4 tips to improve website traffic
Check Google Analytics
Has all site traffic ceased? If so, maybe analytical tracking didn’t make it to the new site. Check this manually. If you are receiving organic traffic, just at a reduced rate, run the site through Analytics checkup. It could be that a certain section of the site, such as the blog, doesn’t have proper tracking code placement. The scrape of all pages for tracking placement will identify issues.
Check robots.txt
If analytics passed inspection, now you know something is wrong. The first consideration is deindexation. Check the robots.txt file for “disallow: /” or in the head of page source code for a meta robots tag exclaiming noindex. If your site is typically crawled very frequently this can do damage very quickly and start killing rankings. If your site doesn’t enjoy frequent crawling, then this culprit can take days to a week before killing your online presence.
A Deeper Check of Google Analytics
Page Names Changed During the Relaunch
Was this URL rewrite architected well so that old URLs are 301 redirected to new pages? Review the organic traffic by landing page for those with the largest loss with a date range of the week prior to launch. Have those landing pages showing as top performers last week been redirected to new URLs?

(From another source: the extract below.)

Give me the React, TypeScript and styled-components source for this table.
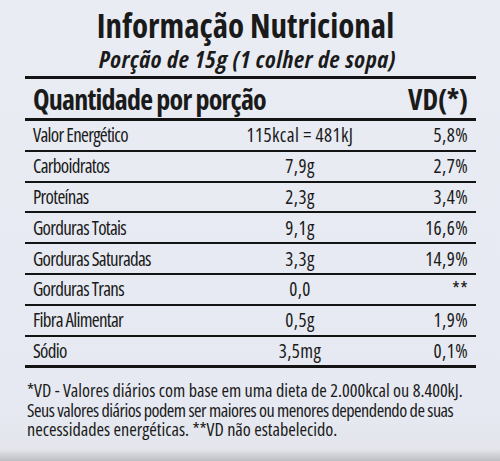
import React from "react";
import styled, { createGlobalStyle } from "styled-components";

const Global = createGlobalStyle`
  html, body { margin: 0; padding: 0; }
  body {
    width: 500px;
    height: 461px;
    overflow: hidden;
    background: #e7eaf1;
    font-family: "Open Sans", "DejaVu Sans", sans-serif;
    font-stretch: 75%;
    color: #1a1a1a;
  }
`;

const Page = styled.div`
  position: relative;
  width: 500px;
  height: 461px;
  background: linear-gradient(180deg, #e9ecf3 0%, #e6e9f1 90%, #e3e5eb 97.5%, #bcbec4 100%);
  box-sizing: border-box;
  padding: 0 24px 0 25px;
  display: flex;
  flex-direction: column;
  white-space: nowrap;
`;

const Title = styled.h1`
  margin: 8px 0 0;
  padding-right: 10px;
  text-align: center;
  font-size: 33px;
  line-height: 36px;
  font-weight: 700;
`;

const Subtitle = styled.div`
  padding-right: 6px;
  text-align: center;
  font-size: 24px;
  letter-spacing: 0.7px;
  line-height: 30px;
  font-style: italic;
  font-weight: 700;
  margin-bottom: 2px;
`;

const Rule = styled.div<{ $h: number }>`
  height: ${(p) => p.$h}px;
  background: #141414;
`;

const Header = styled.div`
  display: flex;
  justify-content: space-between;
  align-items: center;
  height: 39px;
  padding: 0 8px 0 8px;
  font-size: 28px;
  font-weight: 700;
`;

const HeaderLabel = styled.span`
  letter-spacing: -0.8px;
`;

const Table = styled.div`
  display: flex;
  flex-direction: column;
`;

const Row = styled.div<{ $last?: boolean }>`
  display: grid;
  grid-template-columns: 200px 134px 1fr;
  align-items: center;
  height: 28.8px;
  padding: 0 8px;
  border-bottom: ${(p) => (p.$last ? "3px" : "2px")} solid #141414;
`;

const Name = styled.span`
  text-align: left;
  font-size: 19px;
  letter-spacing: -0.7px;
`;

const Amount = styled.span`
  text-align: center;
  font-size: 19px;
  letter-spacing: 0.4px;
`;

const Vd = styled.span`
  text-align: right;
  font-size: 19px;
  letter-spacing: 0.4px;
`;

const Footer = styled.div`
  padding: 13px 4px 0 2px;
  font-size: 18.2px;
  line-height: 19.5px;
  display: flex;
  flex-direction: column;
`;

const FooterLine = styled.div<{ $spacing?: number }>`
  letter-spacing: ${(p) => p.$spacing ?? 0}px;
`;

const rows: [string, string, string][] = [
  ["Valor Energético", "115kcal = 481kJ", "5,8%"],
  ["Carboidratos", "7,9g", "2,7%"],
  ["Proteínas", "2,3g", "3,4%"],
  ["Gorduras Totais", "9,1g", "16,6%"],
  ["Gorduras Saturadas", "3,3g", "14,9%"],
  ["Gorduras Trans", "0,0", "**"],
  ["Fibra Alimentar", "0,5g", "1,9%"],
  ["Sódio", "3,5mg", "0,1%"],
];

export default function App() {
  return (
    <>
      <Global />
      <Page>
        <Title>Informação Nutricional</Title>
        <Subtitle>Porção de 15g (1 colher de sopa)</Subtitle>
        <Rule $h={3} />
        <Header>
          <HeaderLabel>Quantidade por porção</HeaderLabel>
          <span>VD(*)</span>
        </Header>
        <Rule $h={3} />
        <Table>
          {rows.map(([n, a, v], i) => (
            <Row key={n} $last={i === rows.length - 1}>
              <Name>{n}</Name>
              <Amount>{a}</Amount>
              <Vd>{v}</Vd>
            </Row>
          ))}
        </Table>
        <Footer>
          <FooterLine>*VD - Valores diários com base em uma dieta de 2.000kcal ou 8.400kJ.</FooterLine>
          <FooterLine $spacing={-0.5}>Seus valores diários podem ser maiores ou menores dependendo de suas</FooterLine>
          <FooterLine>necessidades energéticas. **VD não estabelecido.</FooterLine>
        </Footer>
      </Page>
    </>
  );
}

Page Names Didn’t Change During the Relaunch
Once again, look at organic traffic by Landing Page. Look at post-launch vs. a comparable time pre-launch.

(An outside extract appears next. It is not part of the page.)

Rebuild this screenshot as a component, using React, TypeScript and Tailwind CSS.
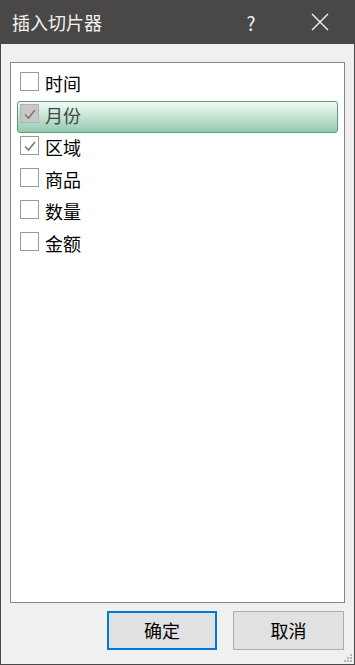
export default function App() {
  const fields = [
    { name: "时间", checked: false, active: false },
    { name: "月份", checked: true, active: true },
    { name: "区域", checked: true, active: false },
    { name: "商品", checked: false, active: false },
    { name: "数量", checked: false, active: false },
    { name: "金额", checked: false, active: false },
  ];

  return (
    <div
      className="w-[355px] h-[665px] flex flex-col bg-[#4a4846] overflow-hidden"
      style={{ fontFamily: '"Microsoft YaHei", "Noto Sans CJK SC", sans-serif' }}
    >
      {/* title bar */}
      <div className="h-[44px] flex items-center text-[#f2f2f2] shrink-0">
        <span className="pl-[12px] text-[18px] leading-none flex-1">插入切片器</span>
        <span className="w-[20px] text-[19px] leading-none mr-[50px] text-center">?</span>
        <svg width="18" height="18" viewBox="0 0 18 18" className="mr-[26px]">
          <path d="M1 1 L17 17 M17 1 L1 17" stroke="#f2f2f2" strokeWidth="1.4" />
        </svg>
      </div>

      {/* body */}
      <div className="flex-1 mx-px mb-px bg-[#f0f0f0] flex flex-col pt-[18px] px-[9px]">
        <div className="h-[541px] bg-white border border-[#828790] pt-[6px] px-[6px]">
          {fields.map((f) => (
            <div
              key={f.name}
              className={
                f.active
                  ? "h-[32px] w-[321px] flex items-start pl-[2px] rounded-[3px] border border-[#5c9a7e] bg-gradient-to-b from-[#f4faf6] to-[#93cbaf]"
                  : "h-[32px] w-[321px] flex items-start pl-[3px]"
              }
            >
              <div
                className={
                  f.active
                    ? "mt-[2px] w-[19px] h-[19px] border border-[#b3b3b3] bg-[#c8c8c8] flex items-center justify-center"
                    : "mt-[3px] w-[19px] h-[19px] border border-[#9a9a9a] bg-white flex items-center justify-center"
                }
              >
                {f.checked && (
                  <svg width="14" height="14" viewBox="0 0 14 14">
                    <path d="M2 7.5 L5.5 11 L12 3" fill="none" stroke="#7a7a7a" strokeWidth="1.6" />
                  </svg>
                )}
              </div>
              <span
                className={
                  f.active
                    ? "ml-[6px] mt-[3px] text-[18px] leading-[21px] text-[#3c4a44]"
                    : "ml-[6px] mt-[4px] text-[18px] leading-[21px] text-black"
                }
              >
                {f.name}
              </span>
            </div>
          ))}
        </div>

        <div className="flex justify-end gap-[16px] mt-[8px] pr-[1px]">
          <button className="w-[110px] h-[39px] bg-[#e1e1e1] border-2 border-[#0078d7] text-[18px] text-black">
            确定
          </button>
          <button className="w-[111px] h-[39px] bg-[#e1e1e1] border border-[#adadad] text-[18px] text-black">
            取消
          </button>
        </div>

        <div className="flex justify-end mt-auto mb-[1px] -mr-[8px]">
          <svg width="9" height="9" viewBox="0 0 9 9">
            <rect x="6" y="0" width="2" height="2" fill="#b8b8b8" />
            <rect x="3" y="3" width="2" height="2" fill="#b8b8b8" />
            <rect x="6" y="3" width="2" height="2" fill="#b8b8b8" />
            <rect x="0" y="6" width="2" height="2" fill="#b8b8b8" />
            <rect x="3" y="6" width="2" height="2" fill="#b8b8b8" />
            <rect x="6" y="6" width="2" height="2" fill="#b8b8b8" />
          </svg>
        </div>
      </div>
    </div>
  );
}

You still see the drop, but now open a secondary dimension by Keyword. Make an assessment of the keyword losses paired to their respective landing pages.
Check for Host or Server Issues
Analytics are fine, there are no de-indexation issues, all redirects (if applicable) are fine, and all keyword focus per page is fine. What gives?
Did you change hosting or server? Communication issues between visitors, the host and server can lead to a delay in content delivery or in fact a timing out of content. This leaves a search engine with no way to view the page.